Sheryl Nussbaum-Beach once said, “Teachers will not be replaced by technology, but teachers who don’t use technology will be replaced by those who do.” Amen.

If you don’t use technology in the classroom–or wish you didn’t have to–share your reasons.

Jacqui Murray has been teaching K-18 technology for 30 years. She is the editor/author of over a hundred tech ed resources including a K-12 technology curriculum, K-8 keyboard curriculum, K-8 Digital Citizenship curriculum. She is an adjunct professor in tech ed, Master Teacher, webmaster for four blogs, an Amazon Vine Voice, CSTA presentation reviewer, freelance journalist on tech ed topics, contributor to NEA Today, and author of the tech thrillers, To Hunt a Sub and Twenty-four Days. You can find her resources at Structured Learning.

Author: Jacqui
Jacqui Murray has been teaching K-18 technology for 30 years. She is the editor/author of over a hundred tech ed resources including a K-12 technology curriculum, K-8 keyboard curriculum, K-8 Digital Citizenship curriculum. She is an adjunct professor in tech ed, Master Teacher, webmaster for four blogs, an Amazon Vine Voice, CSTA presentation reviewer, freelance journalist on tech ed topics, contributor to NEA Today, and author of the tech thrillers, To Hunt a Sub and Twenty-four Days. You can find her resources at Structured Learning.

18 thoughts on “13 Reasons For and 3 Against Technology in the Classroom

  1. Your article is spot on. I love using technology but continually come up against educators who believe they have a valid reason not to integrate technology effectively – they say they don’t have the time or they need more PD. I have learned most of my technology skills from playing with a Web 2.0 tool or program and just having a go. Teachers need to be more independent in their technology learning and invest their time in their own personalised learning. Maybe even learn from their students.

    1. This is true. There is no end to the reasons NOT to use tech. Another I love is that it doesn’t always work.
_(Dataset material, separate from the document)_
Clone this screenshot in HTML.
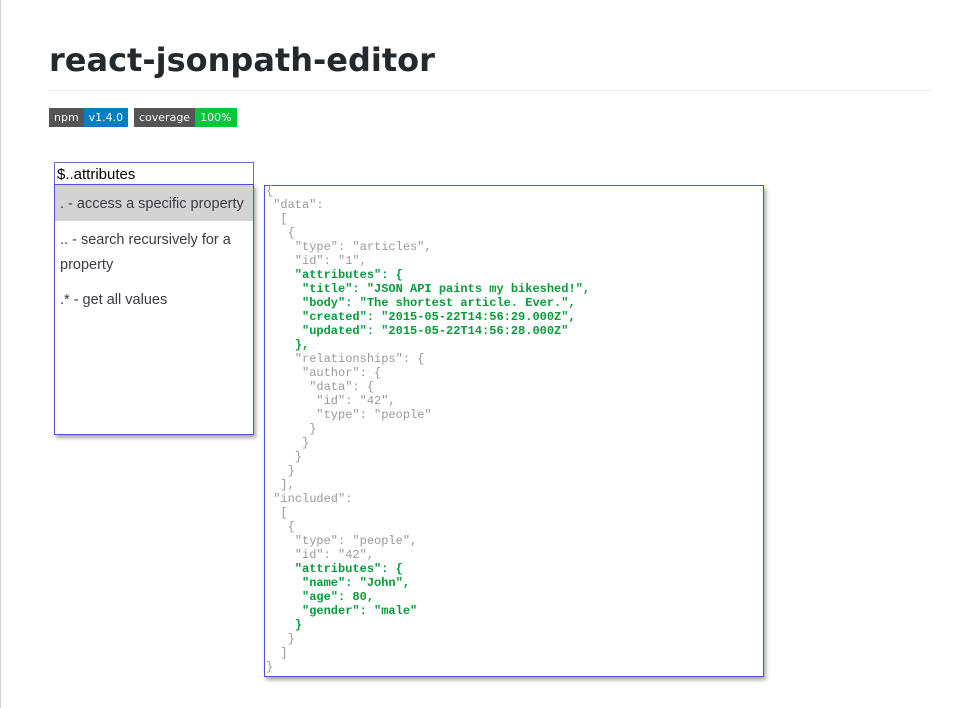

Yes, that’s true. And neither do pencils or note paper (that gets lost or wet). I’m not belittling the reasons. Just that at some point, we have to move forward. Teachers as a group are amazing and I know they will!

      1. I have been enjoying your blog..thanks for sharing your knowledge, love the posts. I have been learning a great deal. Thanks again, One Love One Heart

    1. Unfortunately, I think that train has left the station. Technology is here to stay in education. It’s up to us to figure out how to make it work.

      1. Good news is that what you think isn’t necessarily fact. In my own observations, technology has hurt students more than it has not. I have noticed a considerable drop in attention and retention. When a student is asked what they have learned or what was taught, they remember the vibrance of the application or something that distracted them on, say, an iPad or Chromebook and not what was being taught.

        On a different note, I think that a traditional classroom can happily coexist in a world where technology classrooms are dominate, if it must.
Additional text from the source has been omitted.